Defunct tennis tournament
- Tour: ILTF Circuit
- Founded: 1886; 139 years ago
- Abolished: 1959; 66 years ago
- Location: Colwyn Bay, Denbighshire, Wales
- Venue: Pwyllycrochan Park Colwyn Bay LTC Eirias Park

= Colwyn Bay Open =

Tennis tournament in Wales

The Colwyn Bay Open and later known as the Colwyn Bay Open Hard Court Tennis Tournament was men's and women's grass court tennis tournament founded in 1886 as the Colwyn Bay Open Lawn Tennis Tournament. It was first played on Pwyllycrochan Park Estate, Colwyn Bay, Denbighshire, Wales. The tournament was staged annually until 1930 when it was discontinued. Following World War II the tournament was revived in 1949 and continued till 1959 when it was abolished.

==History==
In August 1886 the Colwyn Bay Open Lawn Tennis Tournament was established. The early editions were played on the Pwllycrochan Estate on the former grounds of a mansion house that was turned into a hotel in 1866 called the Pwllycrochan Hotel.

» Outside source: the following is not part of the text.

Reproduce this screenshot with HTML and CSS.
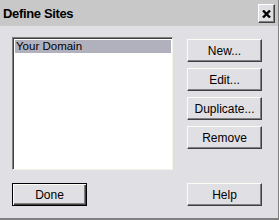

Play at the hotel was conducted on a combination of hard clay and grass tennis courts in the grounds of the hotel. In 1890 the tournament was moved to the newly opened Colwyn Bay Lawn Club grounds at Princes Drive. After tournament had moved the event was played on grass courts.

In 1919 the club was looking for a new venue as it had outgrown its facilities. In 1921 the local council purchased 50 acres of land at Eirias Park. The first 27 acres were bought by the council on April 12, 1921, and the remainder in 1929. Colwyn Bay Tennis club were granted a new ground formally opened by Frederick Smith, 1st Baron Colwyn in 1921 and moved there. By 1933 the facilities had been expanded to include eight clay courts.

The tournament continued to be staged until 1939 when it was discontinued due to World War II. In 1949 the tournament resumed and also featured a junior open event for the first time. In 1959 the senior event was discontinued as part of the ILTF Circuit. However the junior event did carry on until as late as 1986.

In 2003 the tennis grounds at Eirias Park were renamed as the James Alexander Barr Tennis Centre. By this time the clay courts had been replaced by four outdoor hard courts and included 2 indoor hard tennis courts.